In the future, there will be more programs that reach all levels of the organization. Parker’s goal is to re-examine all content, refresh it and make it more compelling to those in the firm’s global offices.
Feeding the Beast
Xavier Mesnard, a partner and the head of the firm’s global strategy corporation practice, works in Paris but found the Expanding Horizons program as useful as stateside employees like Sorenson. The program pulled international employees together, but it also helped the eight-year Kearney veteran to work with other generations.
“Being elected a partner is the pinnacle,” he said. “Except we expect people to become partners between 35 and 45, so you have another 20 years, if not more, of professional life to go through.” The program offered a way for older and younger partners to come together while building their skills.
Having a hunger for learning is a mixed blessing for Parker, who said one of his greatest challenges is keeping up with the company’s development appetite. Not only does he have to build new learning approaches that match employees’ ambition and the company’s goals, but also he has to figure out how to deliver them. Face-to-face is preferred, but it’s not always possible. He said he’s found versatility in mobile and social learning.
One of the toughest challenges most CLOs face is how to carve out time for self-development.

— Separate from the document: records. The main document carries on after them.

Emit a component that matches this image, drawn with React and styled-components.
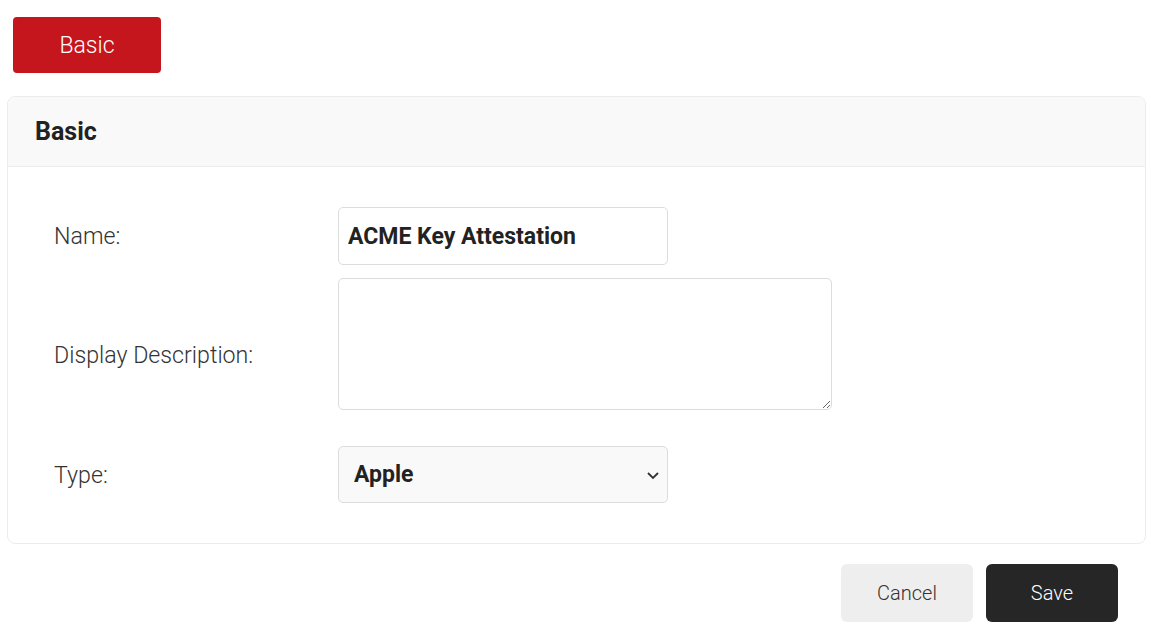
import styled, { createGlobalStyle } from "styled-components";

const GlobalStyle = createGlobalStyle`
  body {
    margin: 0;
    background: #fff;
    font-family: Roboto, "Liberation Sans", sans-serif;
    color: #333;
  }
`;

const Page = styled.div`
  padding: 17px 5px 0 7px;
`;

const TabBar = styled.div`
  display: flex;
  padding-left: 6px;
  margin-bottom: 23px;
`;

const TabButton = styled.button`
  width: 148px;
  height: 56px;
  border: none;
  border-radius: 4px;
  background: #c4161c;
  color: #fff;
  font-family: inherit;
  font-size: 23px;
  font-weight: 300;
  cursor: pointer;
`;

const Card = styled.section`
  border: 1px solid #ececec;
  border-radius: 8px;
  overflow: hidden;
`;

const CardHeader = styled.header`
  height: 69px;
  display: flex;
  align-items: center;
  padding: 0 27px;
  background: #f9f9f9;
  border-bottom: 1px solid #ececec;
`;

const CardTitle = styled.h2`
  margin: 0;
  font-size: 25px;
  font-weight: 700;
  color: #222;
`;

const CardBody = styled.div`
  padding: 40px 46px 40px 46px;
`;

const Row = styled.div`
  display: grid;
  grid-template-columns: 284px auto;
  align-items: center;
  margin-bottom: ${(p) => p.$gap || 0}px;
`;

const Label = styled.label`
  font-size: 23.2px;
  font-weight: 300;
  color: #333;
  padding-top: ${(p) => p.$drop || 0}px;
`;

const TextInput = styled.input`
  box-sizing: border-box;
  width: 330px;
  height: 58px;
  padding: 0 9px;
  border: 1px solid #dcdcdc;
  border-radius: 5px;
  font-family: inherit;
  font-size: 23px;
  font-weight: 700;
  color: #222;
  outline: none;
`;

const TextArea = styled.textarea`
  box-sizing: border-box;
  width: 494px;
  height: 132px;
  border: 1px solid #dcdcdc;
  border-radius: 5px;
  font-family: inherit;
  outline: none;
  display: block;
`;

const SelectWrap = styled.div`
  position: relative;
  width: 330px;
`;

const Select = styled.select`
  box-sizing: border-box;
  width: 330px;
  height: 57px;
  padding: 0 15px;
  border: 1px solid #dcdcdc;
  border-radius: 5px;
  background: #f9f9f9;
  appearance: none;
  font-family: inherit;
  font-size: 23px;
  font-weight: 700;
  color: #222;
  outline: none;
`;

const Chevron = styled.svg`
  position: absolute;
  right: 6px;
  top: 50%;
  transform: translateY(-50%);
  pointer-events: none;
`;

const Actions = styled.div`
  display: flex;
  justify-content: flex-end;
  gap: 13px;
  margin-top: 20px;
  padding-right: 28px;
`;

const ActionButton = styled.button`
  width: 132px;
  height: 58px;
  border: none;
  border-radius: 6px;
  background: ${(p) => (p.$primary ? "#262626" : "#eeeeee")};
  color: ${(p) => (p.$primary ? "#fff" : "#333")};
  font-family: inherit;
  font-size: 20px;
  font-weight: 300;
  cursor: pointer;
`;

export default function App() {
  return (
    <>
      <GlobalStyle />
      <Page>
        <TabBar>
          <TabButton>Basic</TabButton>
        </TabBar>
        <Card>
          <CardHeader>
            <CardTitle>Basic</CardTitle>
          </CardHeader>
          <CardBody>
            <Row $gap={13}>
              <Label>Name:</Label>
              <TextInput defaultValue="ACME Key Attestation" />
            </Row>
            <Row $gap={36}>
              <Label $drop={22}>Display Description:</Label>
              <TextArea />
            </Row>
            <Row>
              <Label>Type:</Label>
              <SelectWrap>
                <Select defaultValue="apple">
                  <option value="apple">Apple</option>
                </Select>
                <Chevron width="18" height="18" viewBox="0 0 18 18">
                  <path d="M4 7l5 5 5-5" fill="none" stroke="#333" strokeWidth="1.8" />
                </Chevron>
              </SelectWrap>
            </Row>
          </CardBody>
        </Card>
        <Actions>
          <ActionButton>Cancel</ActionButton>
          <ActionButton $primary>Save</ActionButton>
        </Actions>
      </Page>
    </>
  );
}
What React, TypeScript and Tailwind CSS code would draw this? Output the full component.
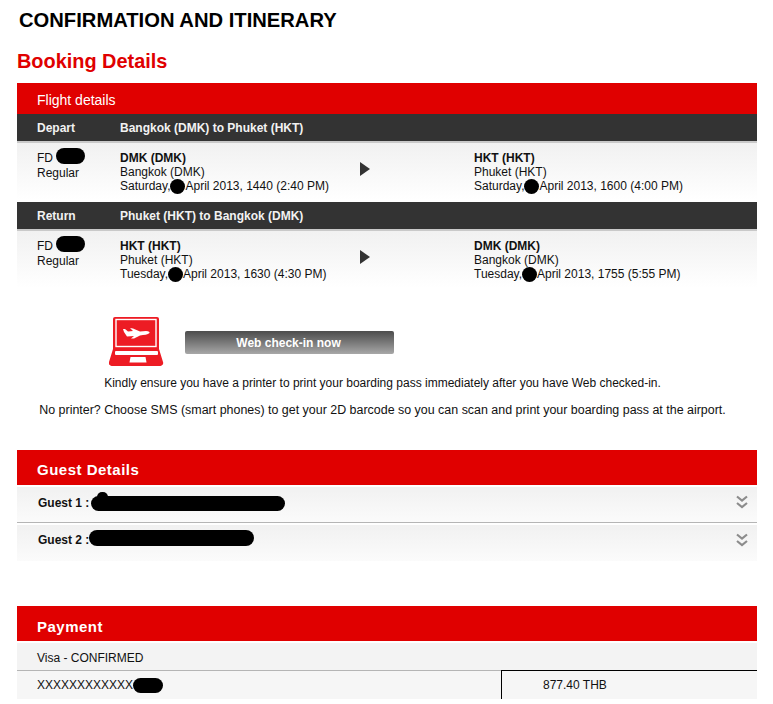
const font = "font-['Liberation_Sans',Arial,sans-serif]";

function Blob({ className }: { className: string }) {
    return <span className={`inline-block rounded-full bg-black blur-[0.6px] ${className}`} />;
}

function ChevronsIcon({ className }: { className?: string }) {
    return (
        <svg className={className} width="12" height="14" viewBox="0 0 12 14" fill="none" stroke="#8c8c8c" strokeWidth="2.2">
            <path d="M1 1.5 6 5.5 11 1.5" />
            <path d="M1 8 6 12 11 8" />
        </svg>
    );
}

function LaptopIcon() {
    return (
        <svg width="56" height="50" viewBox="0 0 56 50">
            <path d="M6 1h42a2 2 0 0 1 2 2v31H4V3a2 2 0 0 1 2-2z" fill="#ed1c24" />
            <rect x="7" y="3.5" width="40" height="27" fill="none" stroke="#fff" strokeWidth="1.4" />
            <path d="M4 33h46l4 13a3 3 0 0 1-3 4H3a3 3 0 0 1-3-4z" fill="#ed1c24" />
            <rect x="6" y="35" width="43" height="4" rx="1" fill="#fff" />
            <path d="M21.5 41h15l1 5.5h-17z" fill="#fff" />
            <path d="M15 16L14 13h2l3 2.5 5-.5-3-3 3 .5 7 3 6-.5c3 0 4 1.500 3.500 2-1.500 1.500-5.500 2-9.500 2.500l-6 3h-3l3-2.500-7 .5z" fill="#fff" />
        </svg>
    );
}

function FlightStop({ code, city, day, time }: { code: string; city: string; day: string; time: string }) {
    return (
        <div className="mt-[1px] flex flex-col leading-[14px]">
            <span className="font-bold">{code}</span>
            <span>{city}</span>
            <span className="flex h-[14px] items-center">
                {day}
                <Blob className="h-[15px] w-[15px] shrink-0" />
                {time}
            </span>
        </div>
    );
}

function FlightRow({ label, route, from, to }: {
    label: string;
    route: string;
    from: { code: string; city: string; day: string; time: string };
    to: { code: string; city: string; day: string; time: string };
}) {
    return (
        <div>
            <div className="flex h-[27px] items-center bg-[#333333] pl-5 text-xs font-bold text-[#f2f2f2]">
                <span className="w-[83px]">{label}</span>
                <span>{route}</span>
            </div>
            <div className="flex h-[59px] border-t-2 border-[#c9c9c9] bg-gradient-to-b from-[#f1f1f1] to-white pt-[7px] pl-5 text-xs text-[#111]">
                <div className="-mt-[2px] flex w-[83px] flex-col leading-[14px]">
                    <span className="flex items-center">
                        FD&nbsp;
                        <Blob className="mb-[3px] h-[16px] w-[29px]" />
                    </span>
                    <span className="-mt-[1px]">Regular</span>
                </div>
                <div className="w-[240px]">
                    <FlightStop {...from} />
                </div>
                <div className="flex w-[114px] items-start pt-[12px]">
                    <span className="h-0 w-0 border-y-[7px] border-l-[10px] border-y-transparent border-l-[#333]" />
                </div>
                <FlightStop {...to} />
            </div>
        </div>
    );
}

export default function App() {
    return (
        <div className={`${font} h-[704px] w-[773px] overflow-hidden bg-white`}>
            <div className="ml-[17px] w-[740px] pt-[9px]">
                <h1 className="ml-[2px] text-[20.2px] leading-[23px] font-bold text-black">CONFIRMATION AND ITINERARY</h1>
                <h2 className="mt-[17px] text-[19.9px] leading-[24px] font-bold text-[#e00000]">Booking Details</h2>

                <div className="mt-[10px]">
                    <div className="flex h-[31px] items-center bg-[#e00000] pt-[2px] pl-5 text-sm text-white">Flight details</div>
                    <FlightRow
                        label="Depart"
                        route="Bangkok (DMK) to Phuket (HKT)"
                        from={{ code: "DMK (DMK)", city: "Bangkok (DMK)", day: "Saturday,", time: "April 2013, 1440 (2:40 PM)" }}
                        to={{ code: "HKT (HKT)", city: "Phuket (HKT)", day: "Saturday,", time: "April 2013, 1600 (4:00 PM)" }}
                    />
                    <div className="h-[2px]" />
                    <FlightRow
                        label="Return"
                        route="Phuket (HKT) to Bangkok (DMK)"
                        from={{ code: "HKT (HKT)", city: "Phuket (HKT)", day: "Tuesday,", time: "April 2013, 1630 (4:30 PM)" }}
                        to={{ code: "DMK (DMK)", city: "Bangkok (DMK)", day: "Tuesday,", time: "April 2013, 1755 (5:55 PM)" }}
                    />
                </div>

                <div className="mt-[28px] flex items-start pl-[92px]">
                    <LaptopIcon />
                    <button className="mt-[15px] ml-[20px] h-[23px] w-[209px] rounded-[2px] bg-gradient-to-b from-[#4d4d4d] to-[#a8a8a8] pr-[2px] text-xs font-bold text-white">
                        Web check-in now
                    </button>
                </div>
                <p className="mt-[10px] pr-[9px] text-center text-xs leading-[14px] text-[#111]">
                    Kindly ensure you have a printer to print your boarding pass immediately after you have Web checked-in.
                </p>
                <p className="mt-[13px] pr-[9px] text-center text-[12.45px] leading-[14px] text-[#111]">
                    No printer? Choose SMS (smart phones) to get your 2D barcode so you can scan and print your boarding pass at the airport.
                </p>

                <div className="mt-[33px]">
                    <div className="flex h-[35px] items-center bg-[#e00000] pt-[5px] pl-5 text-[15px] font-bold tracking-[0.5px] text-white">Guest Details</div>
                    <div className="mt-[2px] flex h-[36px] items-start justify-between border-b border-[#b5b5b5] bg-gradient-to-b from-[#f1f1f1] to-[#fbfbfb] pt-[8px] pr-[9px] pl-[21px]">
                        <span className="flex items-center text-xs font-bold text-[#111]">
                            Guest 1 :
                            <span className="relative ml-[2px] flex">
                                <Blob className="mt-[1px] h-[15px] w-[194px]" />
                                <Blob className="absolute top-[-3px] left-[6px] h-[10px] w-[11px]" />
                            </span>
                        </span>
                        <ChevronsIcon />
                    </div>
                    <div className="mt-[2px] flex h-[36px] items-start justify-between bg-gradient-to-b from-[#f1f1f1] to-[#fbfbfb] pt-[5px] pr-[9px] pl-[21px]">
                        <span className="flex items-center text-xs font-bold text-[#111]">
                            Guest 2 :
                            <Blob className="mb-[4px] h-[16px] w-[165px]" />
                        </span>
                        <ChevronsIcon className="mt-[3px]" />
                    </div>
                </div>

                <div className="mt-[45px]">
                    <div className="flex h-[35px] items-center bg-[#e00000] pt-[7px] pl-5 text-[15px] font-bold tracking-[0.5px] text-white">Payment</div>
                    <div className="mt-[2px] flex h-[28px] items-center border-b border-[#b5b5b5] bg-[#f3f3f3] pt-[2px] pl-5 text-xs text-[#111]">
                        Visa - CONFIRMED
                    </div>
                    <div className="flex h-[28px] bg-[#f6f6f6] text-xs text-[#111]">
                        <div className="flex w-[484px] items-center pl-5">
                            XXXXXXXXXXXX
                            <Blob className="h-[15px] w-[30px]" />
                        </div>
                        <div className="-mt-[1px] flex flex-1 items-center border-t border-l border-black pl-[41px]">877.40 THB</div>
                    </div>
                </div>
            </div>
        </div>
    );
}
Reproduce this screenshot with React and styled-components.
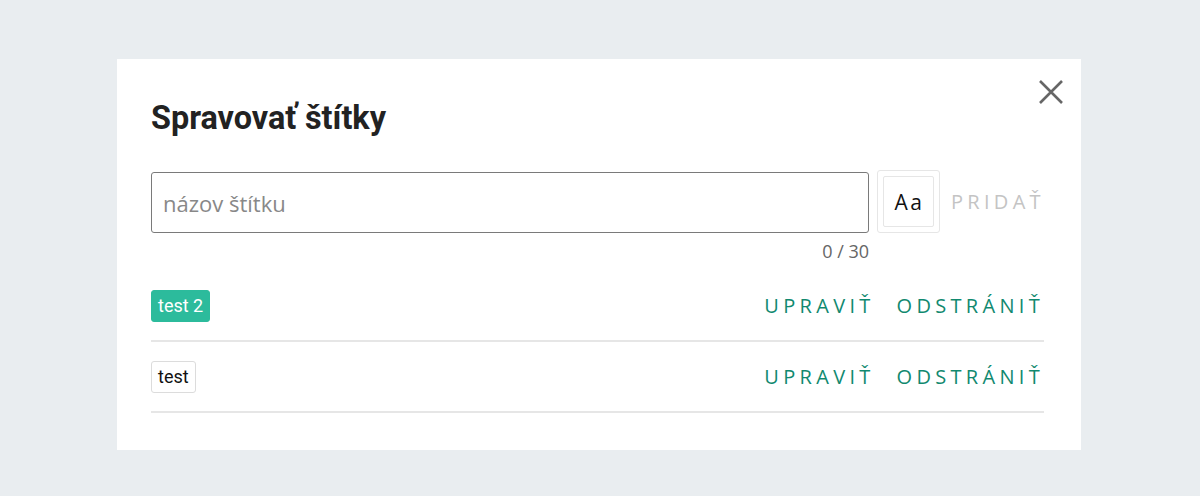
import React from "react";
import styled, { createGlobalStyle } from "styled-components";

const Global = createGlobalStyle`
  html, body { margin: 0; padding: 0; }
  body { background: #e9edf0; font-family: "Open Sans", sans-serif; }
`;

const Page = styled.div`
  width: 1200px;
  height: 496px;
  padding: 59px 0 0 117px;
  box-sizing: border-box;
`;

const Modal = styled.div`
  position: relative;
  width: 964px;
  height: 391px;
  box-sizing: border-box;
  background: #fff;
  padding: 36px 37px 0 34px;
`;

const Close = styled.button`
  position: absolute;
  top: 16px;
  right: 13px;
  width: 34px;
  height: 34px;
  padding: 0;
  border: 0;
  background: none;
  display: flex;
  align-items: center;
  justify-content: center;
  cursor: pointer;
`;

const Title = styled.h2`
  margin: 0;
  font-family: Roboto, sans-serif;
  font-weight: 700;
  font-size: 32.4px;
  line-height: 46px;
  color: #222;
`;

const InputRow = styled.div`
  display: flex;
  align-items: center;
  margin-top: 31px;
`;

const InputWrap = styled.div`
  flex: 0 0 718px;
  display: flex;
  flex-direction: column;
  align-items: flex-end;
`;

const TextInput = styled.input`
  width: 100%;
  height: 61px;
  box-sizing: border-box;
  border: 1.5px solid #7a7a7a;
  border-radius: 3px;
  padding: 0 11px;
  font-family: "Open Sans", sans-serif;
  font-size: 22px;
  color: #222;
  outline: none;
  &::placeholder { color: #888; }
`;

const Counter = styled.div`
  margin-top: 6px;
  font-family: "Open Sans", sans-serif;
  font-size: 18px;
  color: #666;
  line-height: 24px;
`;

const Side = styled.div`
  display: flex;
  align-items: center;
  align-self: flex-start;
  margin-top: -2px;
`;

const StyleBtn = styled.div`
  margin-left: 8px;
  width: 63px;
  height: 63px;
  box-sizing: border-box;
  border: 1.5px solid #e6e6e6;
  border-radius: 3px;
  padding: 5px;
  display: flex;
`;

const StyleInner = styled.div`
  flex: 1;
  border: 1.5px solid #e6e6e6;
  border-radius: 2px;
  display: flex;
  align-items: center;
  justify-content: center;
  font-family: "Open Sans", sans-serif;
  font-size: 21px;
  letter-spacing: 2.5px;
  padding-left: 2px;
  color: #111;
`;

const TextButton = styled.button`
  border: 0;
  background: none;
  padding: 0;
  font-family: "Open Sans", sans-serif;
  font-size: 20px;
  letter-spacing: 4.3px;
  color: ${p => (p.$disabled ? "#c4c4c4" : "#11896f")};
  cursor: pointer;
  line-height: 26px;
`;

const AddButton = styled(TextButton)`
  margin-left: 11px;
`;

const List = styled.div`
  margin-top: 8px;
`;

const Row = styled.div`
  display: flex;
  align-items: center;
  justify-content: space-between;
  height: 69px;
  border-bottom: 2px solid #e6e6e6;
`;

const Tag = styled.span`
  font-family: Roboto, sans-serif;
  font-size: 18px;
  line-height: 30px;
  padding: 0 6px;
  border-radius: 3px;
  border: 1px solid ${p => (p.$bg ? p.$bg : "#dcdcdc")};
  background: ${p => p.$bg || "#fff"};
  color: ${p => p.$fg || "#111"};
`;

const Actions = styled.div`
  display: flex;
  gap: 22px;
`;

const tags = [
  { name: "test 2", bg: "#2cbb9c", fg: "#fff" },
  { name: "test" },
];

export default function App() {
  return (
    <>
      <Global />
      <Page>
        <Modal>
          <Close aria-label="close">
            <svg width="26" height="26" viewBox="0 0 26 26">
              <path d="M2 2 L24 24 M24 2 L2 24" stroke="#666" strokeWidth="2.6" />
            </svg>
          </Close>
          <Title>Spravovať štítky</Title>
          <InputRow>
            <InputWrap>
              <TextInput placeholder="názov štítku" />
              <Counter>0 / 30</Counter>
            </InputWrap>
            <Side>
              <StyleBtn>
                <StyleInner>Aa</StyleInner>
              </StyleBtn>
              <AddButton $disabled>PRIDAŤ</AddButton>
            </Side>
          </InputRow>
          <List>
            {tags.map(t => (
              <Row key={t.name}>
                <Tag $bg={t.bg} $fg={t.fg}>{t.name}</Tag>
                <Actions>
                  <TextButton>UPRAVIŤ</TextButton>
                  <TextButton>ODSTRÁNIŤ</TextButton>
                </Actions>
              </Row>
            ))}
          </List>
        </Modal>
      </Page>
    </>
  );
}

Parker said he’s a voracious reader who sometimes binges business books and recovers with fiction. His favorite author is John le Carré for the way he adapts the spy genre to fit different audiences — like author, like learning leader.
A.T. Kearney’s learning leader also credits his “gene of curiosity” as a driver for his personal development. Asking questions and seeking answers leads to insights and growth he rarely expects, which usually become experiences he never forgets.
“That’s what learning needs to do,” Parker said. “As much as it has to teach someone new skills, it’s also about creating a broader breadth of view and either nourishing or creating a greater sense of curiosity in people.”